Like in marriage, the level of success of an organization can be tied to the quality of communication that is happening throughout the different levels of employees, stakeholders, and anyone else involved in making the organization operate properly. Unfortunately, communication is overlooked often times, and leaders do not apply the same rigor to communication as they do to financial and operational components. (Barrett, 2002, p. 37) Particularly when organizations are attempting to navigate change in culture. It is difficult for an organization to navigate any sort of change, but without clear communication as to what culture change is and is not the organization is bound to fail in its change endeavor. (Hooijberg, 1993, p. 37)
Change requires people involved at all levels to assist in the process, often requiring short-term sacrifices. (Kotter, 2007) Without effective employee communication, the level of buy-in from employees will not be high enough to compel them to make short-term sacrifices, and change will be impossible to accomplish. (Barrett, 2002, p. 219) If employees understand clearly the need for change, and see the benefits the change will provide, they are more apt to embrace short-term sacrifice for long-term benefits. (Kotter, 1995)
In order to accomplish meaningful change, there must be meaningful communication, which accomplishes two primary objectives:
- Informs and educates employees at all levels
- Motivates and positions employees to support change strategy (Barrett, 2002, p. 220)
Five best practices of effective communication are:
- Educate what change means to employees through clear and consisten messages
- Motivate employees to support the organization’s new direction
- Encourage higher performance and discretionary effort
- Limit misunderstandings and rumors
- Align employees behind strategy and performance goals (Barret, 2002, p. 220)
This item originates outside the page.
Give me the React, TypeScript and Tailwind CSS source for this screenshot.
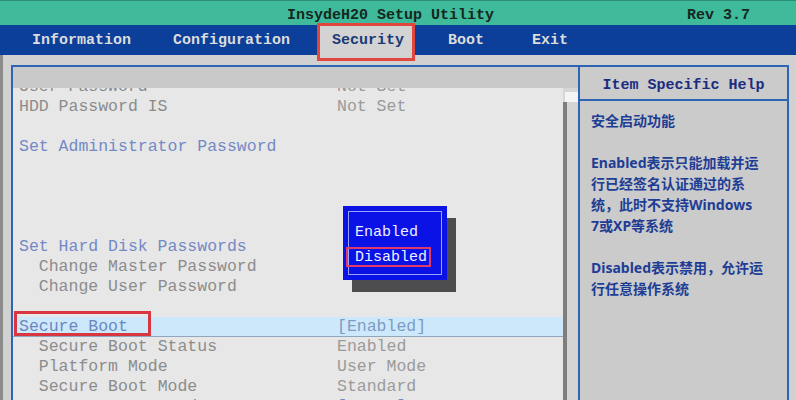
import React from "react";

const mono = { fontFamily: '"Liberation Mono", "DejaVu Sans Mono", monospace' };
const cjk = { fontFamily: '"Noto Sans", "Noto Sans CJK SC", sans-serif' };

type Row = { label?: string; value?: string; kind?: "blue" | "grey" | "sel"; indent?: boolean };

const rows: Row[] = [
  { label: "User Password", value: "Not Set", kind: "grey" },
  { label: "HDD Password IS", value: "Not Set", kind: "grey" },
  {},
  { label: "Set Administrator Password", kind: "blue" },
  {},
  {},
  {},
  {},
  { label: "Set Hard Disk Passwords", kind: "blue" },
  { label: "Change Master Password", kind: "grey", indent: true },
  { label: "Change User Password", kind: "grey", indent: true },
  {},
  { label: "Secure Boot", value: "[Enabled]", kind: "sel" },
  { label: "Secure Boot Status", value: "Enabled", kind: "grey", indent: true },
  { label: "Platform Mode", value: "User Mode", kind: "grey", indent: true },
  { label: "Secure Boot Mode", value: "Standard", kind: "grey", indent: true },
  { label: "Reset to Setup Mode", value: "[Enter]", kind: "blue" },
];

function ListRow({ r }: { r: Row }) {
  const sel = r.kind === "sel";
  const labelColor =
    r.kind === "blue" ? "text-[#7389c6]" : sel ? "text-[#6a87c0]" : "text-[#8c8c8c]";
  const valueColor = sel ? "text-[#7d9cc2]" : r.kind === "blue" ? "text-[#7389c6]" : "text-[#9a9a9a]";
  return (
    <div
      className={`relative flex h-[20px] items-center text-[16.5px] leading-[20px] ${
        sel ? "bg-[#cde8fb] border-b border-[#8fa6bd]" : ""
      }`}
    >
      <span className={`w-[324px] shrink-0 whitespace-pre pl-[6px] ${labelColor}`}>
        {r.indent ? "  " : ""}
        {r.label ?? ""}
      </span>
      <span className={`whitespace-pre ${valueColor}`}>{r.value ?? ""}</span>
      {sel && (
        <div className="absolute left-[1px] top-[-6px] h-[25px] w-[137px] border-[3px] border-[#d9373f]" />
      )}
    </div>
  );
}

export default function App() {
  return (
    <div className="flex h-[400px] w-[796px] flex-col overflow-hidden bg-[#d1d1d1]" style={mono}>
      {/* title bar */}
      <div className="flex h-[25px] shrink-0 items-center border-t border-[#2c8f78] bg-[#3fba9b] pt-[6px] text-[15px] font-bold text-[#14281e]">
        <span className="pl-[287px]">InsydeH20 Setup Utility</span>
        <span className="ml-auto pr-[46px]">Rev 3.7</span>
      </div>
      {/* menu bar */}
      <div className="flex h-[30px] shrink-0 items-center bg-[#0b3f99] text-[15px] font-bold text-[#dcdcdc]">
        <span className="pl-[32px] pt-[2px]">Information</span>
        <span className="pl-[42px] pt-[2px]">Configuration</span>
        <span className="relative ml-[28px] flex h-full w-[96px] items-center bg-[#d3d3d3] pl-[14px] pt-[2px] text-[#1b3a78]">
          Security
          <div className="absolute left-[-1px] right-[-1px] top-[-2px] bottom-[-6px] border-[3px] border-[#e0473f]" />
        </span>
        <span className="pl-[34px] pt-[2px]">Boot</span>
        <span className="pl-[48px] pt-[2px]">Exit</span>
      </div>
      {/* main */}
      <div className="flex flex-1 border-l-[3px] border-[#8c8c8c] pl-[8px] pt-[10px]">
        {/* left panel */}
        <div className="flex w-[567px] shrink-0 flex-col border-l-2 border-t-2 border-[#2e64b4]">
          <div className="h-[21px] shrink-0 bg-[#c9c9c9]" />
          <div className="flex flex-1">
            <div className="relative w-[550px] shrink-0 overflow-hidden bg-[#e7e7e7]">
              <div className="mt-[-11px] flex flex-col">
                {rows.map((r, i) => (
                  <ListRow key={i} r={r} />
                ))}
              </div>
              {/* popup */}
              <div className="absolute left-[339px] top-[130px] h-[74px] w-[104px] bg-[#4d4d4f]" />
              <div className="absolute left-[330px] top-[118px] h-[74px] w-[104px] bg-[#0b12e6] p-[5px]">
                <div className="flex h-full flex-col border border-[#9aa2ff] pt-[8px] pl-[6px] text-[15px] leading-[25px] text-[#eef0ff]">
                  <span>Enabled</span>
                  <span className="relative">
                    Disabled
                    <div className="absolute left-[-9px] right-[10px] top-[2px] h-[20px] border-2 border-[#e03a6a]" />
                  </span>
                </div>
              </div>
            </div>
            <div className="flex w-[15px] shrink-0 flex-col bg-[#d6d6d6]">
              <div className="h-[4px]" />
              <div className="ml-[2px] h-[10px] bg-[#f4f4f4]" />
              <div className="flex-1 border-l-[4px] border-[#7e7e7e] bg-[#d4d4d4]" />
            </div>
          </div>
        </div>
        {/* right panel */}
        <div className="flex w-[211px] shrink-0 flex-col border-2 border-b-0 border-[#2e64b4] bg-[#cbcbcb]">
          <div className="flex h-[34px] shrink-0 items-center justify-center border-b-2 border-[#2e64b4] pt-[6px] text-[15px] font-bold text-[#1c2c80]">
            Item Specific Help
          </div>
          <div
            className="pl-[11px] pt-[9px] text-[14px] font-bold leading-[21px] text-[#1e3d94]"
            style={cjk}
          >
            <div>安全启动功能</div>
            <div className="h-[21px]" />
            <div>Enabled表示只能加载并运</div>
            <div>行已经签名认证通过的系</div>
            <div>统，此时不支持Windows</div>
            <div>7或XP等系统</div>
            <div className="h-[21px]" />
            <div>Disabled表示禁用，允许运</div>
            <div>行任意操作系统</div>
          </div>
        </div>
      </div>
    </div>
  );
}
Using effective communication practices will increase the chances for success in organizational change.
References
Deborah J. Barrett. (2002). Change communication: using strategic employee communication to facilitate major change. Corporate Communications: An International Journal, 7(4), 219–231. http://doi.org/10.1108/13563280210449804
Hooijberg, R., & Petrock, F. (1993). On Cultural Change: Using the Competing Values Framework to Help Leaders Execute a Transformational Strategy. Human Resource Management, 32(1), 29–50.
Kotter, J. P., & Mundt, T. (2007). Leading Change: Why Transformation Efforts Fail. Harvard Business Review.